### SHORT EXERCISE
Transcribe all of the material exactly. Any picture in it should be left out.

### COLLECTED DATA
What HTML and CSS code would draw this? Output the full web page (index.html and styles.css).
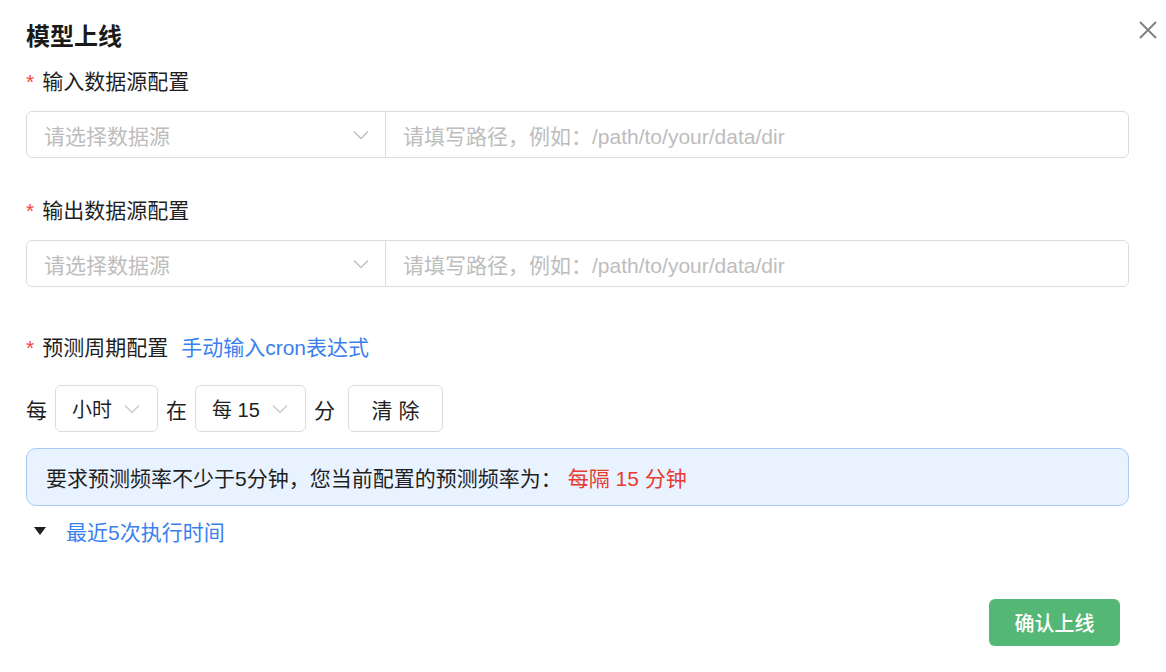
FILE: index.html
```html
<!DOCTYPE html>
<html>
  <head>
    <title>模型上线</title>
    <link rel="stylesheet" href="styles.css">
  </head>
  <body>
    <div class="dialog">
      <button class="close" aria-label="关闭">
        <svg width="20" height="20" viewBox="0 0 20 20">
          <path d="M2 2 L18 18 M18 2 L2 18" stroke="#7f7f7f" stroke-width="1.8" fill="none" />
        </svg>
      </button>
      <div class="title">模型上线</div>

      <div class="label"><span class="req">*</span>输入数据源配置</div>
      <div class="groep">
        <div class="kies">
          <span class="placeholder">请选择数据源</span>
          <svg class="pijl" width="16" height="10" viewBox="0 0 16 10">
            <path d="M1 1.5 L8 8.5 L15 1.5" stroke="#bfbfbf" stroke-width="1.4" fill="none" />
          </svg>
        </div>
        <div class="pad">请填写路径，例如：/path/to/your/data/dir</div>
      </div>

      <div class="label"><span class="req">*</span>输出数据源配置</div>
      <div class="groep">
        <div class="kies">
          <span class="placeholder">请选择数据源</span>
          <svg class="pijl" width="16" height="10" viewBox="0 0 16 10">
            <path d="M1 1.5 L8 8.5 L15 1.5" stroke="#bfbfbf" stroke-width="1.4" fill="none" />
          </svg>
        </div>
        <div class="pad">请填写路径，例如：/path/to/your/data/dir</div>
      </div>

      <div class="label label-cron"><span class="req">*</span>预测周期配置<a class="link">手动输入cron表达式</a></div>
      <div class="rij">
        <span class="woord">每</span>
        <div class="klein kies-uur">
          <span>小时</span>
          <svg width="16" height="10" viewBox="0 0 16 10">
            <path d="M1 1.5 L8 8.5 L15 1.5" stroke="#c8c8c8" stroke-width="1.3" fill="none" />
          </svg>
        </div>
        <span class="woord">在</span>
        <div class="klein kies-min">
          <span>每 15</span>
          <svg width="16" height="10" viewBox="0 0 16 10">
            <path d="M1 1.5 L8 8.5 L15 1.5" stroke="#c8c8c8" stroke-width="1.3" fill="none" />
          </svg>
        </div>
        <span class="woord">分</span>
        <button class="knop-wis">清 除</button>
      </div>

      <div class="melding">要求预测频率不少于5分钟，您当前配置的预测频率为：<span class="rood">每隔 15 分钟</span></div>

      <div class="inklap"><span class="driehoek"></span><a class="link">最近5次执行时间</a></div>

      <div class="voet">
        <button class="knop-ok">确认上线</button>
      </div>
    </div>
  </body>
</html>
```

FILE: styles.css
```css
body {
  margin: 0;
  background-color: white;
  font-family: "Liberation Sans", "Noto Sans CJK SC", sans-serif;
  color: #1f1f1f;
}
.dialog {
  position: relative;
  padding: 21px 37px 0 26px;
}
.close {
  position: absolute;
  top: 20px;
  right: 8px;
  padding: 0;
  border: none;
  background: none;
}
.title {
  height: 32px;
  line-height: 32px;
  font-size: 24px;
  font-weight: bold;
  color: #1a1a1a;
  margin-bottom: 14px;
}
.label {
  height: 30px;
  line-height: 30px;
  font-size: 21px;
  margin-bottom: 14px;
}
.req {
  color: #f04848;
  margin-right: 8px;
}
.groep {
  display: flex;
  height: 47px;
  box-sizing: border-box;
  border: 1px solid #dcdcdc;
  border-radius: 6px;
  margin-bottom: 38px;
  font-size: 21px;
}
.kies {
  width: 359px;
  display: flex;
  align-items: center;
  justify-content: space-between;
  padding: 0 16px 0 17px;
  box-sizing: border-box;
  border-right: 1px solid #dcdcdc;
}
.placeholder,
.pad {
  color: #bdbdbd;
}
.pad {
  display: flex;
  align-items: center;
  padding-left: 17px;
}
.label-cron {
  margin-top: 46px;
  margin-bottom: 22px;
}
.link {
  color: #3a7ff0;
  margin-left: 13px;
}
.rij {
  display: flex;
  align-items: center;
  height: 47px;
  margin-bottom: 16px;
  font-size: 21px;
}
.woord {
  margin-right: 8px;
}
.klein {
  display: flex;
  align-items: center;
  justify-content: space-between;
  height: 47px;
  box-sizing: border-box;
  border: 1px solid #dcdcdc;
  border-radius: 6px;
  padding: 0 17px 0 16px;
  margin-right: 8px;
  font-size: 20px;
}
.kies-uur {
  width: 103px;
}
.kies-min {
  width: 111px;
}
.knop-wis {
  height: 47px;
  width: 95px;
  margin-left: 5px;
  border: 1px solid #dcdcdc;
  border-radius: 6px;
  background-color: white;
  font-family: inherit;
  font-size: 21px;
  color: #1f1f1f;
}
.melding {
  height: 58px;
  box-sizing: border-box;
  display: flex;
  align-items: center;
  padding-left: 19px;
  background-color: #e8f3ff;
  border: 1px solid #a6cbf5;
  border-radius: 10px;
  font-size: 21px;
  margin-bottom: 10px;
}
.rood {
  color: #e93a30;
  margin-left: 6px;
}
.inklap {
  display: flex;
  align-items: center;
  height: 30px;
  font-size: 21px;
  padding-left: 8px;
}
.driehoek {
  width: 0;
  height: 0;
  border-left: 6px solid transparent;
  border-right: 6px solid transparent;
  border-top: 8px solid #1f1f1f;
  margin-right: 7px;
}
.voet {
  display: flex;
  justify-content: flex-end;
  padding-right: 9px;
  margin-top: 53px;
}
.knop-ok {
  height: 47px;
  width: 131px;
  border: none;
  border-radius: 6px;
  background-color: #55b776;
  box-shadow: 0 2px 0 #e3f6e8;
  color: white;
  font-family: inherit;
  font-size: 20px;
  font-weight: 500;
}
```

### TASK RESPONSE
What HTML and CSS code would draw this? Output the full web page (index.html and styles.css).
FILE: index.html
```html
<!DOCTYPE html>
<html>
  <head>
    <title>模型上线</title>
    <link rel="stylesheet" href="styles.css">
  </head>
  <body>
    <div class="dialog">
      <button class="close" aria-label="关闭">
        <svg width="20" height="20" viewBox="0 0 20 20">
          <path d="M2 2 L18 18 M18 2 L2 18" stroke="#7f7f7f" stroke-width="1.8" fill="none" />
        </svg>
      </button>
      <div class="title">模型上线</div>

      <div class="label"><span class="req">*</span>输入数据源配置</div>
      <div class="groep">
        <div class="kies">
          <span class="placeholder">请选择数据源</span>
          <svg class="pijl" width="16" height="10" viewBox="0 0 16 10">
            <path d="M1 1.5 L8 8.5 L15 1.5" stroke="#bfbfbf" stroke-width="1.4" fill="none" />
          </svg>
        </div>
        <div class="pad">请填写路径，例如：/path/to/your/data/dir</div>
      </div>

      <div class="label"><span class="req">*</span>输出数据源配置</div>
      <div class="groep">
        <div class="kies">
          <span class="placeholder">请选择数据源</span>
          <svg class="pijl" width="16" height="10" viewBox="0 0 16 10">
            <path d="M1 1.5 L8 8.5 L15 1.5" stroke="#bfbfbf" stroke-width="1.4" fill="none" />
          </svg>
        </div>
        <div class="pad">请填写路径，例如：/path/to/your/data/dir</div>
      </div>

      <div class="label label-cron"><span class="req">*</span>预测周期配置<a class="link">手动输入cron表达式</a></div>
      <div class="rij">
        <span class="woord">每</span>
        <div class="klein kies-uur">
          <span>小时</span>
          <svg width="16" height="10" viewBox="0 0 16 10">
            <path d="M1 1.5 L8 8.5 L15 1.5" stroke="#c8c8c8" stroke-width="1.3" fill="none" />
          </svg>
        </div>
        <span class="woord">在</span>
        <div class="klein kies-min">
          <span>每 15</span>
          <svg width="16" height="10" viewBox="0 0 16 10">
            <path d="M1 1.5 L8 8.5 L15 1.5" stroke="#c8c8c8" stroke-width="1.3" fill="none" />
          </svg>
        </div>
        <span class="woord">分</span>
        <button class="knop-wis">清 除</button>
      </div>

      <div class="melding">要求预测频率不少于5分钟，您当前配置的预测频率为：<span class="rood">每隔 15 分钟</span></div>

      <div class="inklap"><span class="driehoek"></span><a class="link">最近5次执行时间</a></div>

      <div class="voet">
        <button class="knop-ok">确认上线</button>
      </div>
    </div>
  </body>
</html>
```

FILE: styles.css
```css
body {
  margin: 0;
  background-color: white;
  font-family: "Liberation Sans", "Noto Sans CJK SC", sans-serif;
  color: #1f1f1f;
}
.dialog {
  position: relative;
  padding: 21px 37px 0 26px;
}
.close {
  position: absolute;
  top: 20px;
  right: 8px;
  padding: 0;
  border: none;
  background: none;
}
.title {
  height: 32px;
  line-height: 32px;
  font-size: 24px;
  font-weight: bold;
  color: #1a1a1a;
  margin-bottom: 14px;
}
.label {
  height: 30px;
  line-height: 30px;
  font-size: 21px;
  margin-bottom: 14px;
}
.req {
  color: #f04848;
  margin-right: 8px;
}
.groep {
  display: flex;
  height: 47px;
  box-sizing: border-box;
  border: 1px solid #dcdcdc;
  border-radius: 6px;
  margin-bottom: 38px;
  font-size: 21px;
}
.kies {
  width: 359px;
  display: flex;
  align-items: center;
  justify-content: space-between;
  padding: 0 16px 0 17px;
  box-sizing: border-box;
  border-right: 1px solid #dcdcdc;
}
.placeholder,
.pad {
  color: #bdbdbd;
}
.pad {
  display: flex;
  align-items: center;
  padding-left: 17px;
}
.label-cron {
  margin-top: 46px;
  margin-bottom: 22px;
}
.link {
  color: #3a7ff0;
  margin-left: 13px;
}
.rij {
  display: flex;
  align-items: center;
  height: 47px;
  margin-bottom: 16px;
  font-size: 21px;
}
.woord {
  margin-right: 8px;
}
.klein {
  display: flex;
  align-items: center;
  justify-content: space-between;
  height: 47px;
  box-sizing: border-box;
  border: 1px solid #dcdcdc;
  border-radius: 6px;
  padding: 0 17px 0 16px;
  margin-right: 8px;
  font-size: 20px;
}
.kies-uur {
  width: 103px;
}
.kies-min {
  width: 111px;
}
.knop-wis {
  height: 47px;
  width: 95px;
  margin-left: 5px;
  border: 1px solid #dcdcdc;
  border-radius: 6px;
  background-color: white;
  font-family: inherit;
  font-size: 21px;
  color: #1f1f1f;
}
.melding {
  height: 58px;
  box-sizing: border-box;
  display: flex;
  align-items: center;
  padding-left: 19px;
  background-color: #e8f3ff;
  border: 1px solid #a6cbf5;
  border-radius: 10px;
  font-size: 21px;
  margin-bottom: 10px;
}
.rood {
  color: #e93a30;
  margin-left: 6px;
}
.inklap {
  display: flex;
  align-items: center;
  height: 30px;
  font-size: 21px;
  padding-left: 8px;
}
.driehoek {
  width: 0;
  height: 0;
  border-left: 6px solid transparent;
  border-right: 6px solid transparent;
  border-top: 8px solid #1f1f1f;
  margin-right: 7px;
}
.voet {
  display: flex;
  justify-content: flex-end;
  padding-right: 9px;
  margin-top: 53px;
}
.knop-ok {
  height: 47px;
  width: 131px;
  border: none;
  border-radius: 6px;
  background-color: #55b776;
  box-shadow: 0 2px 0 #e3f6e8;
  color: white;
  font-family: inherit;
  font-size: 20px;
  font-weight: 500;
}
```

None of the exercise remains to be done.